Le Bénin des coups tordus et des coups bas aux fins politiques…
Alors, plutôt que de porter des solutions aux cohortes de maux dont souffrent les Béninois, et ayant pour corolaire notamment la mal gouvernance, nos dirigeants préfèrent fomenter des coups tordus contre leurs amis d’hier, et monter force procès politiques, dont certains travestis en procès en diffamation et en offense, ne bernent en réalité aucun Béninois.
Et, sans pudeur ni retenue aucune, ils se vantent sur la place publique et dans les cercles concentriques, de l’assurance qu’ils ont de la condamnation certaine du supposé prévenu, poussant l’outrecuidance jusqu’à préciser les peines qui seront prononcées.
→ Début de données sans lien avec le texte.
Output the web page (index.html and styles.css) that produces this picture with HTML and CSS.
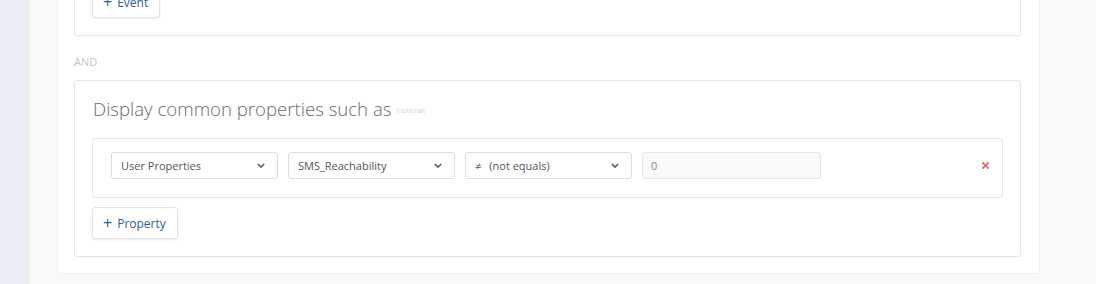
FILE: index.html
```html
<!DOCTYPE html>
<html lang="en">
<head>
  <meta charset="UTF-8">
  <title>Segment filter</title>
  <link rel="stylesheet" href="styles.css">
</head>
<body>
  <div class="layout">
    <aside class="sidebar"></aside>
    <main class="main">
      <div class="panel">
        <div class="box event-box">
          <button class="add-btn"><span class="plus">+</span> Event</button>
        </div>

        <div class="joiner">AND</div>

        <div class="box">
          <h2 class="box-title">Display common properties such as <small>(optional)</small></h2>
          <div class="filter-row">
            <div class="select w-std"><span>User Properties</span><svg class="chev" viewBox="0 0 10 6"><path d="M1 1l4 4 4-4"/></svg></div>
            <div class="select w-std"><span>SMS_Reachability</span><svg class="chev" viewBox="0 0 10 6"><path d="M1 1l4 4 4-4"/></svg></div>
            <div class="select w-std"><span><span class="op">&ne;</span>(not equals)</span><svg class="chev" viewBox="0 0 10 6"><path d="M1 1l4 4 4-4"/></svg></div>
            <div class="value-input">0</div>
            <button class="remove" aria-label="Remove">
              <svg viewBox="0 0 10 10"><path d="M1.5 1.5l7 7M8.5 1.5l-7 7"/></svg>
            </button>
          </div>
          <button class="add-btn"><span class="plus">+</span> Property</button>
        </div>
      </div>
    </main>
  </div>
</body>
</html>
```

FILE: styles.css
```css
/* General */
body {
  margin: 0;
  font-family: 'Open Sans', 'Liberation Sans', sans-serif;
  color: #555;
  background: #f9f9f9;
  overflow: hidden;
}

.layout {
  display: flex;
  height: 284px;
}

.sidebar {
  width: 28px;
  flex: none;
  background: #e9eef5;
  border-right: 2px solid #f0f0f0;
}

.main {
  flex: 1;
  padding: 0 56px 0 27px;
}

/* Panel */
.panel {
  margin-top: -49px;
  padding: 17px 18px 16px 16px;
  background: #fff;
  border: 1px solid #f0f0f0;
  border-top: none;
  border-radius: 0 0 3px 3px;
}

.box {
  border: 1px solid #e6e6e6;
  border-radius: 3px;
  padding: 0 17px 17px 17px;
  box-shadow: 0 1px 1px rgba(0, 0, 0, 0.03);
}

.event-box {
  padding-top: 17px;
}

.box-title {
  margin: 0;
  padding: 15px 0 14px 1px;
  font-size: 18.6px;
  font-weight: 300;
  line-height: 26px;
  color: #6a6a6a;
}

.box-title small {
  font-size: 7px;
  color: #bbb;
  vertical-align: middle;
}

.joiner {
  padding: 19px 0 11px;
  font-size: 11px;
  line-height: 14px;
  color: #c6c6c6;
}

/* Buttons */
.add-btn {
  display: inline-flex;
  align-items: center;
  height: 32px;
  padding: 0 11px 0 10px;
  background: #fff;
  border: 1px solid #e3e3e3;
  border-radius: 3px;
  box-shadow: 0 1px 2px rgba(0, 0, 0, 0.08);
  font-family: inherit;
  font-size: 12px;
  color: #2d5d9a;
  cursor: pointer;
}

.add-btn .plus {
  font-size: 16px;
  margin-right: 5px;
  line-height: 1;
}

/* Filter row */
.filter-row {
  display: flex;
  align-items: center;
  gap: 9px;
  margin-bottom: 9px;
  padding: 13px 11px 18px 18px;
  border: 1px solid #e8e8e8;
  border-radius: 3px;
}

.select {
  display: flex;
  align-items: center;
  justify-content: space-between;
  height: 25px;
  padding: 0 12px 0 9px;
  border: 1px solid #dcdcdc;
  border-radius: 3px;
  background: #fff;
  font-size: 11px;
  color: #555;
}

.w-std {
  width: 144px;
}

.select + .select {
  margin-left: 1px;
}

.op {
  margin-right: 8px;
}

.chev {
  width: 8px;
  height: 5px;
  fill: none;
  stroke: #555;
  stroke-width: 1.8;
}

.value-input {
  width: 169px;
  height: 25px;
  margin-left: 1px;
  padding: 0 0 0 8px;
  border: 1px solid #e6e6e6;
  border-radius: 3px;
  background: #fafafa;
  font-size: 11px;
  line-height: 25px;
  color: #888;
}

.remove {
  margin-left: auto;
  padding: 0;
  width: 10px;
  height: 10px;
  border: none;
  background: none;
  cursor: pointer;
}

.remove svg {
  display: block;
  width: 9px;
  height: 9px;
  stroke: #e06a6a;
  stroke-width: 2;
}
```
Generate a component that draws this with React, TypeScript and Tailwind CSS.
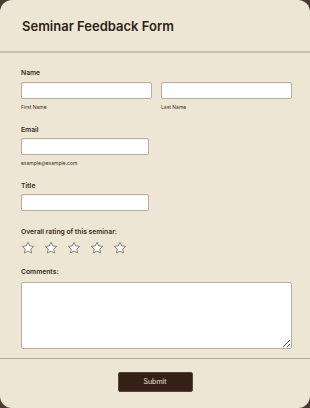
import { FC } from 'react'

const Star: FC = () => (
    <svg width="14" height="14" viewBox="0 0 24 24" className="block">
        <path
            d="M12 2.3l3 6.1 6.7.8-4.9 4.7 1.3 6.6L12 17.3l-6.1 3.2 1.3-6.6-4.9-4.7 6.7-.8z"
            fill="#ffffff"
            stroke="#7d716a"
            strokeWidth="1.5"
            strokeLinejoin="round"
        />
    </svg>
)

const Label: FC<{ children: string; className?: string }> = ({ children, className = '' }) => (
    <div className={`text-[6.75px] font-semibold text-[#3b2a22] leading-[10px] ${className}`}>{children}</div>
)

const Hint: FC<{ children: string }> = ({ children }) => (
    <div className="text-[5px] text-[#3b2a22] leading-[7px] mt-[5px]">{children}</div>
)

const inputCls =
    'h-[17px] bg-white border border-[#b9ae9f] rounded-[2px] shadow-[inset_0_1px_1px_rgba(0,0,0,0.06)]'

const App: FC = () => {
    return (
        <div className="w-[310px] h-[408px] bg-[#4a3b35]" style={{ fontFamily: 'Inter, "Noto Sans", sans-serif' }}>
            <div className="w-full h-full bg-[#eee6d5] rounded-[12px] flex flex-col">
                <div className="h-[53px] px-[22px] pt-[16px] border-b-2 border-[#cbc1b0]">
                    <h1 className="text-[13px] font-semibold text-[#2e1f18] leading-[20px]">
                        Seminar Feedback Form
                    </h1>
                </div>
                <div className="flex flex-col pl-[21px] pr-[18px] pt-[15px] border-b border-[#b6a994] h-[306px]">
                    <Label>Name</Label>
                    <div className="flex gap-[9px] mt-[4px]">
                        <div className="flex-1">
                            <div className={inputCls} />
                            <Hint>First Name</Hint>
                        </div>
                        <div className="flex-1">
                            <div className={inputCls} />
                            <Hint>Last Name</Hint>
                        </div>
                    </div>
                    <Label className="mt-[14px]">Email</Label>
                    <div className={`${inputCls} w-[128px] mt-[3px]`} />
                    <Hint>example@example.com</Hint>
                    <Label className="mt-[14px]">Title</Label>
                    <div className={`${inputCls} w-[128px] mt-[3px]`} />
                    <Label className="mt-[16px]">Overall rating of this seminar:</Label>
                    <div className="flex gap-[9px] mt-[4px]">
                        <Star />
                        <Star />
                        <Star />
                        <Star />
                        <Star />
                    </div>
                    <Label className="mt-[12px]">Comments:</Label>
                    <textarea className="mt-[5px] h-[67px] w-full bg-white border border-[#b9ae9f] rounded-[2px] resize-y" />
                </div>
                <div className="flex justify-center pt-[13px]">
                    <button className="w-[75px] h-[20px] bg-[#352017] text-[#e8e0d6] text-[7px] rounded-[2px] border border-[#5a4337]">
                        Submit
                    </button>
                </div>
            </div>
        </div>
    )
}

export default App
En fait pour parvenir à leur fin, ils n’éprouveront ni honte ni remords à se servir du support «audio-visuel» du point de presse du mardi 18 septembre 2012 de votre humble serviteur, qu’ils ont bien entendu pris le soin au préalable de tronquer, de traficoter, l’expurgeant d’éléments essentiels à sa compréhension, oubliant toutefois qu’un tel montage est répréhensible au plan pénal et ne saurait rester sans suite.
Un drôle de pays où la justice et la presse sont muselées
Confronté à cette situation, le Béninois «lambda» assiste impuissant aux multiples violations des droits de l’homme et de la défense. Un drôle de pays qu’est devenu le Bénin, champion toutes catégories de coups fourrés, où les jugements de cour sont connus à l’avance et ne reflètent que la volonté du prince, qui, paradoxe délicieux, n’hésite pas à citer l’institution judiciaire au nombre de toutes celles qui seraient «mouillées».
Alors en vérité je vous le demande, comment aurais-je pu dans un tel contexte vous formuler avec sincérité mes meilleurs vœux?
Malgré ce tableau peu réjouissant mes chers compatriotes, je vous exhorte à ne jamais baisser les bras et vous laisser submerger par un afro-pessimisme de quelque nature que ce soit. Vivez dans l’espérance de jours meilleurs, car je suis convaincu que le Seigneur TOUT PUISSANT dans sa grande mansuétude, nous comblera tous d’aise en cette nouvelle année 2013.
Mais ayez gravé dans votre esprit comme sur du marbre, que les plus grandes victoires ne s’obtiennent qu’au prix de sacrifices douloureux.